::: GIVEN INFORMATION

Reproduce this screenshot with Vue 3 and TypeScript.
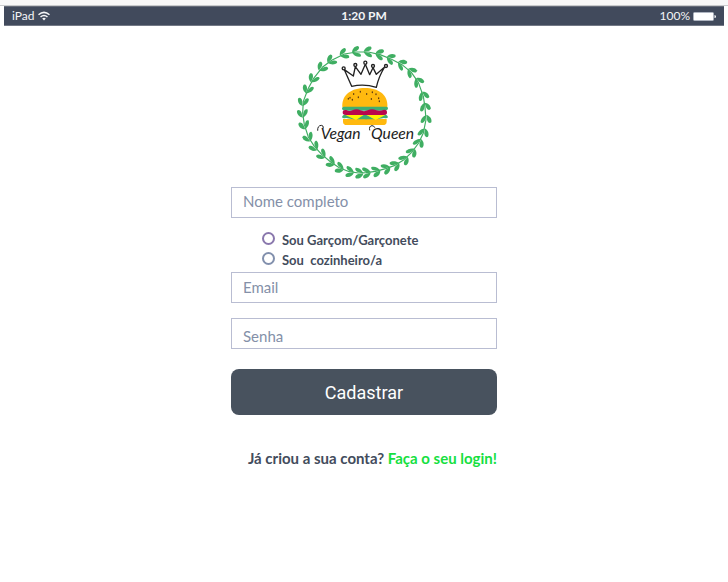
<script setup lang="ts">
import { ref } from 'vue'

type Role = 'waiter' | 'cook'

const fullName = ref('')
const email = ref('')
const password = ref('')
const role = ref<Role | null>(null)

const roles: { value: Role; label: string }[] = [
  { value: 'waiter', label: 'Sou Garçom/Garçonete' },
  { value: 'cook', label: 'Sou\u00a0 cozinheiro/a' },
]

// Leaf pairs sit along the wreath, each opening clockwise.
const center = { x: 224, y: 223 }
const leafPoints: [number, number][] = [
  [200, 42], [163, 48], [125, 67], [97, 88], [71, 121], [54, 153], [40, 190],
  [38, 225], [43, 260], [55, 297], [73, 325], [95, 349], [122, 372], [148, 389],
  [178, 401], [206, 405], [228, 404], [257, 400], [287, 392], [315, 382],
  [342, 365], [365, 343], [386, 315], [400, 285], [408, 245], [405, 208],
  [400, 175], [385, 133], [364, 103], [336, 80], [303, 63], [270, 50], [235, 42],
]
const leaves = leafPoints.map(([x, y]) => {
  const angle = (Math.atan2(y - center.y, x - center.x) * 180) / Math.PI + 90
  return `translate(${x} ${y}) rotate(${Math.round(angle)})`
})
const stem = `M${leafPoints.map((p) => p.join(' ')).join('L')}Z`

const seeds: [number, number][] = [
  [191, 168], [211, 161], [230, 168], [247, 163], [258, 169], [180, 179],
  [205, 178], [175, 182], [187, 185], [244, 183], [266, 181], [268, 190],
]
</script>

<template>
  <div class="screen">
    <div class="window-edge"></div>
    <header class="status">
      <div class="status-left">
        <span>iPad</span>
        <svg class="wifi" viewBox="0 0 12 10" aria-hidden="true">
          <path d="M.5 3.7Q6-1 11.5 3.7M2.5 6Q6 3 9.5 6" fill="none" stroke="currentColor" stroke-width="1.5" />
          <path d="M4.2 7.4Q6 6 7.8 7.4L6 9.4Z" fill="currentColor" />
        </svg>
      </div>
      <strong class="clock">1:20 PM</strong>
      <div class="status-right">
        <span>100%</span>
        <svg class="battery" viewBox="0 0 23 9" aria-hidden="true">
          <rect x=".5" y=".5" width="20" height="8" rx="1" fill="#fff" stroke="#aeb4c0" />
          <path d="M21.5 3v3q1.5 0 1.5-1.5T21.5 3Z" fill="#fff" />
        </svg>
      </div>
    </header>

    <main class="content">
      <svg class="logo" viewBox="-3 0 450 450" role="img" aria-label="Vegan Queen">
        <g fill="#3fae62">
          <path :d="stem" fill="none" stroke="#3fae62" stroke-width="3.5" stroke-linejoin="round" />
          <g v-for="leaf in leaves" :key="leaf" :transform="leaf">
            <path d="M-14 0C-13-9-5-18 6-17C12-13 8-6 0-3Z" />
            <path d="M-14 0C-10 9 0 17 10 15C14 10 9 4 0 2Z" />
          </g>
        </g>
        <g fill="none" stroke="#222" stroke-width="4" stroke-linejoin="round">
          <path d="M185 145L163 95L190 114L196 86L213 109L226 79L239 110L249 89L259 109L284 87Q266 116 259 148Q222 136 185 145Z" />
          <g fill="#fff">
            <circle cx="161" cy="91" r="4.5" />
            <circle cx="196" cy="81" r="4.5" />
            <circle cx="226" cy="74" r="4.5" />
            <circle cx="249" cy="84" r="4.5" />
            <circle cx="288" cy="84" r="4.5" />
          </g>
        </g>
        <path d="M157 208C154 169 186 150 225 150S295 169 292 208Z" fill="#ffb90f" />
        <ellipse v-for="(s, i) in seeds" :key="i" :cx="s[0]" :cy="s[1]" rx="2" ry="3" fill="#593712" />
        <path d="M159 243H290V251Q290 261 278 261H171Q159 261 159 251Z" fill="#ffb90f" />
        <path d="M161 206H289Q295 206 294 213Q290 220 280 218H170Q158 220 156 213Q155 207 161 206Z" fill="#3fae72" />
        <path d="M158 223Q158 215 169 216Q178 221 187 217Q200 211 211 217Q222 222 233 217Q246 211 259 217Q270 220 282 215Q291 214 291 223T283 231H166Q158 231 158 223Z" fill="#ba064c" />
        <path d="M156 237Q158 229 170 231H280Q292 229 294 237Q292 243 282 240L260 244H190L168 240Q158 243 156 237Z" fill="#3fae72" />
        <path d="M166 231H221L198 246ZM229 231H286L257 246Z" fill="#fff200" />
        <path d="M210 240Q225 226 243 240Q230 247 210 240Z" fill="#3fae72" />
        <g class="brand">
          <text x="92" y="304">Vegan</text>
          <text x="243" y="304">Queen</text>
        </g>
        <path d="M83 277Q82 263 94 262Q101 262 100 270M239 276Q236 264 246 263Q252 263 254 268" fill="none" stroke="#222" stroke-width="3" stroke-linecap="round" />
      </svg>

      <form class="form" @submit.prevent>
        <input v-model="fullName" class="field field-name" type="text" placeholder="Nome completo" aria-label="Nome completo" />
        <div class="roles" role="radiogroup" aria-label="Função">
          <label v-for="item in roles" :key="item.value" class="role" :class="item.value">
            <input v-model="role" type="radio" name="role" :value="item.value" />
            <span>{{ item.label }}</span>
          </label>
        </div>
        <input v-model="email" class="field" type="email" placeholder="Email" aria-label="Email" />
        <input v-model="password" class="field field-password" type="password" placeholder="Senha" aria-label="Senha" />
        <button class="submit" type="submit">Cadastrar</button>
        <p class="login">Já criou a sua conta? <a href="#login">Faça o seu login!</a></p>
      </form>
    </main>
  </div>
</template>

<style>
body {
  background: #fff;
}
</style>

<style scoped>
.screen {
  min-height: 100vh;
  font-family: Lato, "Liberation Sans", sans-serif;
  color: #434c5c;
}

.window-edge {
  height: 6px;
  box-sizing: border-box;
  background: #f8f8f8;
  border-bottom: 1px solid #c9cbcd;
}

.status {
  display: grid;
  grid-template-columns: 1fr auto 1fr;
  align-items: center;
  height: 20px;
  margin: 0 4px;
  padding: 0 8px;
  box-sizing: border-box;
  border-top: 1px solid #656b78;
  border-bottom: 1px solid #737986;
  background: #414a5c;
  color: #f4f5f7;
  font-size: 12px;
  line-height: 18px;
}

.status-left,
.status-right {
  display: flex;
  align-items: center;
  gap: 3px;
}

.status-right {
  justify-content: flex-end;
}

.wifi {
  width: 12px;
  height: 10px;
}

.battery {
  width: 23px;
  height: 9px;
}

.clock {
  font-weight: 700;
}

.content {
  display: flex;
  flex-direction: column;
  align-items: center;
  padding: 12px 16px;
}

.logo {
  width: 150px;
  height: 150px;
}

.brand {
  font-family: Lato, sans-serif;
  font-style: italic;
  font-size: 47px;
  font-weight: 400;
  fill: #222;
}

.form {
  display: flex;
  flex-direction: column;
  width: 100%;
  max-width: 266px;
  margin-top: -1px;
}

.field {
  width: 100%;
  height: 31px;
  box-sizing: border-box;
  padding: 0 11px 2px;
  border: 1px solid #b9bdd2;
  border-radius: 0;
  outline: none;
  background: #fff;
  color: #434c5c;
  font-family: inherit;
  font-size: 15px;
}

.field::placeholder {
  color: #8490a8;
  opacity: 1;
}

.field-name {
  padding-bottom: 4px;
}

.field-password {
  margin-top: 15px;
  padding-top: 6px;
}

.roles {
  padding: 12px 0 2px 31px;
}

.role {
  display: flex;
  align-items: center;
  gap: 7px;
  height: 20px;
  font-size: 13px;
  font-weight: 700;
  line-height: 20px;
}

.role input {
  appearance: none;
  width: 13px;
  height: 13px;
  margin: 0 0 4px;
  box-sizing: border-box;
  border: 2px solid #8290ad;
  border-radius: 50%;
}

.role.waiter input {
  border-color: #8a78ad;
}

.role input:checked {
  background: #434c5c;
}

.submit {
  height: 46px;
  margin-top: 20px;
  padding: 0;
  border: 0;
  border-radius: 8px;
  background: #48525e;
  color: #fff;
  font-family: Roboto, sans-serif;
  font-size: 18px;
}

.login {
  margin: 33px 0 0;
  font-size: 15px;
  font-weight: 700;
  line-height: 20px;
  text-align: right;
  white-space: nowrap;
}

.login a {
  color: #16e03f;
  text-decoration: none;
}
</style>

::::::

• **WRITTEN PROBLEM**:
Restate only the lines running from the start of the material above through the line containing "const role = ref<Role | null>(null)", ends included. No pictures.

• **RESULT OF THIS TASK**:
Reproduce this screenshot with Vue 3 and TypeScript.
<script setup lang="ts">
import { ref } from 'vue'

type Role = 'waiter' | 'cook'

const fullName = ref('')
const email = ref('')
const password = ref('')
const role = ref<Role | null>(null)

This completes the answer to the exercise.